A contributing factor to the collapse, Hoh argued is that the Afghan government and military were built on a "house of cards."

"Have you ever seen a house of cards fall slowly? The military leadership and the government were completely corrupt. They were kept in place by the presence of foreign money. The whole thing unraveled," he said. "There is something to it that Joe Biden influenced [the outcome] but he was not the primary/main cause."

Hoh said there is a great deal of anger and feelings of betrayal among veterans.

"I've been feeling it for a long time. I've been doing 8-9 interviews a day for the past week," said Hoh. "Talking about it gets me out. But I've been so busy that I haven't had a chance to really absorb it all. Veterans are angry and despondent. I have been heartbroken for the Afghans. When I look at or consider the lies and corruption of war, that is where my anger is. The people who led wars and lied about it are the ones major corporate media trot out. The duplicity of major American media with these wars, the responsibility they have for these wars is the same as those who led and conducted them."

Hoh described the scale of the corruption and theft going on in Afghanistan for the past two decades as a massive Ponzi scheme.

"We're working under a system where 40 percent of the money never leaves the US. This is overhead and management costs. And subcontractors get their cuts," he said. "The assumption is that 10 cents of every Dollars actually went to schools, hospitals and development projects. The scale and scope of this is breathtaking. It's a grift, a racket. It started in the Balkans, this idea of conducting a war with construction and logistics companies. Everyone knew it was corrupt and crooked."

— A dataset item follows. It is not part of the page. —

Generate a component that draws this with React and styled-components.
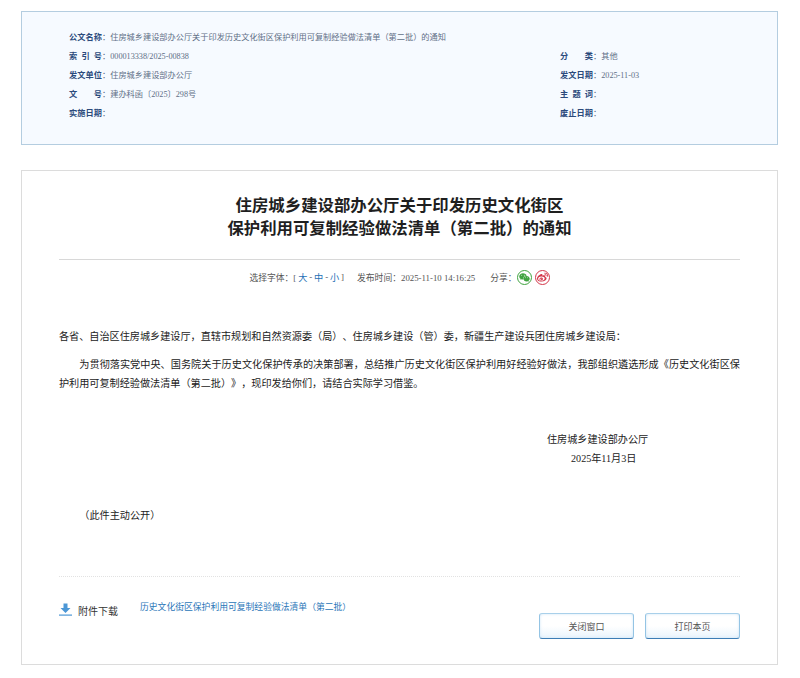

He also said the occupation was "a huge war profiteering effort."

"The Inspector General went to look for medical centers, hospitals and schools and they were not where they said they were. The coordinates of some places was in the middle of the Mediterranean Sea," Hoh pointed out.

In Afghanistan, Hoh said, about 90 percent of the people live on $2 a day and 70 percent live on $1 a day. And as the US war in Afghanistan draws to a close, the US is saddled with $1 trillion in debt and interest payments that taxpayers will pay.

"Banks are making great deals of money. Afghans are not only to blame for corruption. Americans are corrupt too. Ours is just legally accepted forms of corruption," Hoh said.

To call the soldiers and police cowards for not wanting to continue fighting the Taliban is misleading, Hoh said.

"The Afghan military didn't want to fight because they didn't want to fight for this government. As far as the Afghan military and government was concerned, this was a business investment," he said. "The soldiers and police needed the money to feed their families. The military commanders stopped giving out money and for at least two months the police and military didn't receive pay."

The former marine then underscored at least one of the reasons behind the decision to stop fighting.

"The Taliban became a better option," Hoh concluded.